Phil: Of course, Maggie Nicols is great, and Jaap and Paul and David Moss, these guys.

Allan: How about performing with other vocal improvisers, versus other instruments? Do you have a preference?

Phil: Nope! Doesn’t matter what the instrument is.

Allan: Americans versus Europeans? You seem to be very European in your approach to improvising - there doesn’t seem to be a lot of the blues in what you’re doing?

Phil: Is the blues like, a flattened third interval? I don’t think I do any of those. But I don’t know if that is the definition of the blues, really... Ah... It’s sort of European, I suppose, but a lot of American improvisers don’t use the blues, either, I would say.

Allan: I’ve read critics say that a lot of Europeans are more interested in sound in a pure way, whereas blues scales are really pervasive in North America...

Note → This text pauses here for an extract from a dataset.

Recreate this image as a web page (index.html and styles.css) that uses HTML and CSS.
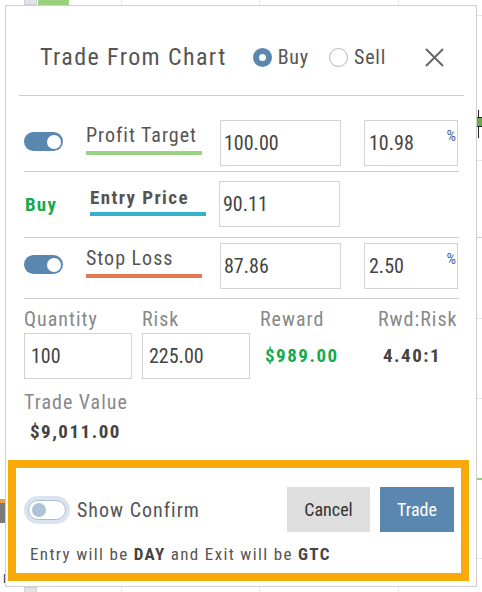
FILE: index.html
```html
<!DOCTYPE html>
<html lang="en">
<head>
<meta charset="utf-8">
<title>Trade From Chart</title>
<link rel="stylesheet" href="styles.css">
</head>
<body>
<div class="chart">
  <span class="vline" style="left:121px"></span>
  <span class="vline" style="left:259px"></span>
  <span class="vline" style="left:398px"></span>
  <span class="hline" style="top:15px"></span>
  <span class="hline" style="top:160px"></span>
  <span class="hline dotted" style="top:237px"></span>
  <span class="hline" style="top:318px"></span>
  <span class="hline" style="top:398px"></span>
  <span class="hline green" style="top:478px"></span>
  <span class="hline" style="top:558px"></span>
  <span class="candle"><span class="candle-body"></span></span>
  <span class="tab-gray tab-top"></span>
  <span class="tab-green">D</span>
  <span class="tab-gray tab-bottom"></span>
  <span class="side-marker"></span>
  <span class="axis-tick">L</span>
</div>

<div class="modal">
  <div class="header">
    <div class="title">Trade From Chart</div>
    <label class="radio radio-buy"><span class="dot checked"></span><span>Buy</span></label>
    <label class="radio radio-sell"><span class="dot"></span><span>Sell</span></label>
    <svg class="close" width="19" height="19" viewBox="0 0 19 19" aria-label="Close">
      <path d="M1 1 L18 18 M18 1 L1 18" stroke="#666" stroke-width="2" fill="none"/>
    </svg>
  </div>

  <div class="levels">
    <div class="row row-target">
      <span class="toggle on"><span class="knob"></span></span>
      <span class="lbl lbl-green">Profit Target</span>
      <input class="field field-price" type="text" value="100.00">
      <div class="pct-wrap"><input class="field field-pct" type="text" value="10.98"><span class="pct-sign">%</span></div>
    </div>
    <div class="row row-entry">
      <span class="side">Buy</span>
      <span class="lbl lbl-teal">Entry Price</span>
      <input class="field field-price" type="text" value="90.11">
    </div>
    <div class="row row-stop">
      <span class="toggle on"><span class="knob"></span></span>
      <span class="lbl lbl-orange">Stop Loss</span>
      <input class="field field-price" type="text" value="87.86">
      <div class="pct-wrap"><input class="field field-pct" type="text" value="2.50"><span class="pct-sign">%</span></div>
    </div>
  </div>

  <div class="stats">
    <div class="stat-label">Quantity</div>
    <div class="stat-label">Risk</div>
    <div class="stat-label">Reward</div>
    <div class="stat-label">Rwd:Risk</div>
    <input class="field field-stat" type="text" value="100">
    <input class="field field-stat" type="text" value="225.00">
    <div class="stat-value green">$989.00</div>
    <div class="stat-value">4.40:1</div>
  </div>

  <div class="trade-value">
    <div class="stat-label">Trade Value</div>
    <div class="stat-value tv-value">$9,011.00</div>
  </div>

  <div class="confirm">
    <div class="confirm-top">
      <span class="toggle off"><span class="knob"></span></span>
      <span class="confirm-label">Show Confirm</span>
      <button class="btn btn-cancel" type="button">Cancel</button>
      <button class="btn btn-trade" type="button">Trade</button>
    </div>
    <div class="note">Entry will be <b>DAY</b> and Exit will be <b>GTC</b></div>
  </div>
</div>
</body>
</html>
```

FILE: styles.css
```css
html, body {
  margin: 0;
  padding: 0;
}
body {
  width: 482px;
  height: 592px;
  position: relative;
  overflow: hidden;
  background: #fff;
  font-family: Roboto, "Liberation Sans", sans-serif;
  font-stretch: 87%;
  color: #555;
}

/* chart behind the dialog */
.chart {
  position: absolute;
  inset: 0;
}
.vline {
  position: absolute;
  top: 0;
  bottom: 0;
  width: 1px;
  background: #e8e8e8;
}
.hline {
  position: absolute;
  left: 476px;
  right: 0;
  height: 1px;
  background: #e6e6e6;
}
.hline.dotted {
  background: none;
  border-top: 1px dotted #bbb;
}
.hline.green {
  height: 2px;
  background: #93cf7c;
}
.candle {
  position: absolute;
  left: 478px;
  top: 110px;
  width: 1px;
  height: 28px;
  background: #222;
}
.candle-body {
  position: absolute;
  left: -3px;
  top: 7px;
  width: 8px;
  height: 10px;
  box-sizing: border-box;
  border: 1px solid #222;
  background: #6aa84f;
}
.tab-gray {
  position: absolute;
  left: 24px;
  width: 13px;
  height: 8px;
  background: #e0e3e7;
  border: 1px solid #cfd3d8;
  box-sizing: border-box;
}
.tab-top { top: -3px; }
.tab-bottom { top: 587px; }
.tab-green {
  position: absolute;
  left: 38px;
  top: -14px;
  width: 31px;
  height: 19px;
  background: #9bd07f;
  font: bold 15px Roboto, sans-serif;
  color: #555;
  text-align: center;
  line-height: 17px;
}
.side-marker {
  position: absolute;
  left: 0;
  top: 499px;
  width: 5px;
  height: 24px;
  background: #7a7a7a;
  border-top: 4px solid #e9a04a;
  box-sizing: border-box;
}
.axis-tick {
  position: absolute;
  left: 3px;
  top: 572px;
  font: 12px Roboto, sans-serif;
  color: #333;
}

/* dialog */
.modal {
  position: absolute;
  left: 5px;
  top: 5px;
  width: 472px;
  height: 582px;
  box-sizing: border-box;
  border: 1px solid #cfcfcf;
  background: #fff;
}

.header {
  display: flex;
  align-items: center;
  height: 90px;
  box-sizing: border-box;
  margin: 0 12px 0 13px;
  padding: 13px 20px 0 21px;
  border-bottom: 1px solid #ccc;
}
.title {
  font-size: 24px;
  letter-spacing: 1.4px;
  color: #555;
  white-space: nowrap;
}
.radio {
  display: flex;
  align-items: center;
  gap: 6px;
  font-size: 20px;
  letter-spacing: 0.8px;
  color: #555;
}
.radio-buy { margin-left: 26px; }
.radio-sell { margin-left: 20px; }
.dot {
  width: 19px;
  height: 19px;
  box-sizing: border-box;
  border-radius: 50%;
  border: 1px solid #b8b8b8;
  background: #fff;
}
.dot.checked {
  border: 6px solid #5a87b0;
}
.close {
  margin-left: auto;
  display: block;
}

.levels {
  margin: 0 17px 0 18px;
}
.row {
  display: grid;
  grid-template-columns: 62px 134px 144px 94px;
  align-items: start;
  border-bottom: 1px solid #ccc;
}
.row-target { padding: 24px 0 5px; }
.row-entry {
  padding: 9px 0 10px;
  grid-template-columns: 66px 129px 144px 95px;
}
.row-stop { padding: 5px 0 9px; }

.toggle {
  display: flex;
  align-items: center;
  justify-content: flex-end;
  box-sizing: border-box;
  width: 39px;
  height: 19px;
  padding: 0 2px;
  border-radius: 10px;
  background: #5a87b0;
  margin-top: 12px;
}
.knob {
  width: 14px;
  height: 14px;
  border-radius: 50%;
  background: #fff;
}

.lbl {
  margin-top: 4px;
  width: 116px;
  font-size: 20px;
  line-height: 22px;
  padding-bottom: 5px;
  border-bottom: 4px solid;
  letter-spacing: 1px;
  color: #555;
  white-space: nowrap;
}
.lbl-green { border-color: #9bd383; }
.lbl-orange { border-color: #e8784e; }
.lbl-teal {
  border-color: #34b2cd;
  font-weight: bold;
  font-size: 19px;
  letter-spacing: 1.4px;
  margin-top: 6px;
  padding-bottom: 3px;
}
.side {
  align-self: center;
  padding-left: 1px;
  font-weight: bold;
  font-size: 19px;
  letter-spacing: 1.2px;
  color: #19aa4b;
}

.field {
  display: block;
  box-sizing: border-box;
  height: 46px;
  margin: 0;
  border: 1px solid #d0d4da;
  border-radius: 0;
  background: #fff;
  font-family: Roboto, "Liberation Sans", sans-serif;
  font-stretch: 87%;
  font-size: 20px;
  color: #444;
  outline: none;
}
.field-price {
  width: 121px;
  padding: 0 3px;
}
.pct-wrap {
  position: relative;
  width: 94px;
}
.field-pct {
  width: 94px;
  padding: 0 4px;
}
.pct-sign {
  position: absolute;
  top: 7px;
  right: 2px;
  font-size: 15px;
  color: #44639a;
}

.stats {
  margin: 0 17px 0 18px;
  padding-top: 9px;
  display: grid;
  grid-template-columns: 108px 108px 108px auto;
  column-gap: 10px;
  row-gap: 3px;
  align-items: center;
}
.stat-label {
  font-size: 20px;
  line-height: 22px;
  letter-spacing: 1px;
  color: #888;
  white-space: nowrap;
}
.field-stat {
  width: 108px;
  padding: 0 6px;
}
.stat-value {
  font-weight: bold;
  font-size: 19px;
  line-height: 22px;
  letter-spacing: 1.5px;
  color: #444;
  padding-left: 5px;
  white-space: nowrap;
}
.stat-value.green { color: #19aa4b; }

.trade-value {
  margin: 12px 17px 0 18px;
}
.tv-value {
  margin-top: 8px;
  padding-left: 6px;
}

.confirm {
  margin: 17px 7px 0 2px;
  border: 8px solid #f8ab08;
  padding: 19px 7px 9px 12px;
}
.confirm-top {
  display: flex;
  align-items: center;
  height: 45px;
}
.toggle.off {
  margin-top: 0;
  width: 38px;
  height: 20px;
  justify-content: flex-start;
  padding: 0 3px;
  background: #fff;
  border: 1px solid #a9bfd6;
  box-shadow: 0 0 0 4px #dbe4ee;
}
.toggle.off .knob {
  background: #aec3d8;
}
.confirm-label {
  margin-left: 11px;
  font-size: 20px;
  letter-spacing: 1px;
  color: #555;
}
.btn {
  height: 45px;
  border: none;
  border-radius: 0;
  font-family: Roboto, "Liberation Sans", sans-serif;
  font-stretch: 87%;
  font-size: 18px;
  padding: 0;
}
.btn-cancel {
  margin-left: auto;
  width: 83px;
  background: #dedede;
  color: #333;
}
.btn-trade {
  margin-left: 10px;
  width: 74px;
  background: #5a87b0;
  color: #fff;
}
.note {
  margin-top: 12px;
  padding-left: 2px;
  font-size: 17px;
  line-height: 20px;
  letter-spacing: 1.35px;
  color: #555;
}
.note b {
  color: #444;
}
```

Phil: Well, last night – we were using stuff in between the notes as well. Stuff that can’t be notated, even – we’re not even on scales!

Allan: How do you feel about people like Maja Ratkje, who treats her voice with electronics?

Phil: I don’t know who she is...

Allan: She’s from Norway. She’s in Spunk and Fe-mail, and has done some vocal improv work with Jaap Blonk. How do you feel about electronics? Do you try to stay away from that?

Phil: Yeah, I’ll stick with my own stuff. It’s another instrument, it’s another way of thinking, but I’m trying to find sounds from my body... I couldn’t put it in a computer and store it and then try to find it. I wouldn’t know what to do. I wouldn’t be able to do it. I don’t want to do it. I have no interest in it... I find it hard enough to switch on a light!

Allan (laughs). Okay, well – one last question, then. You had said that you wanted to keep things positive, wherever possible, but... do you have any sort of philosophy of art, any particular effect you want to have on your audience?

Phil: I... (pauses; thinks, and states decisively): I want to be loved.

Allan, Phil: (laughter).

Phil: Just like everybody else, I think. It’s a strange way of going about it....

(Those interested should note that since this interview took place - in late 2007, I think - No Doughnuts In Hand has been released on the Emanem label. More information on that here).


Anonymous said...

liked this post on minton. i am writing book 2 on yodeling: YODEL IN HIFI. will feature mostly living yodelers and adventurous yodel-using vocalists. i have met minton in amsterdam where i saw him perform twice. was impressed. will probably use a credited quote from this blog if you don't mind.


Allan MacInnis said...

Please mention that the article originally ran in Bixobal #2, not here - but sure, I don't mind, as long as it's credited!

(By the way, if it's useful, search this blog for Petunia - he's more of a traditional, Jimmie-Rodgers-style yodeller in Vancouver).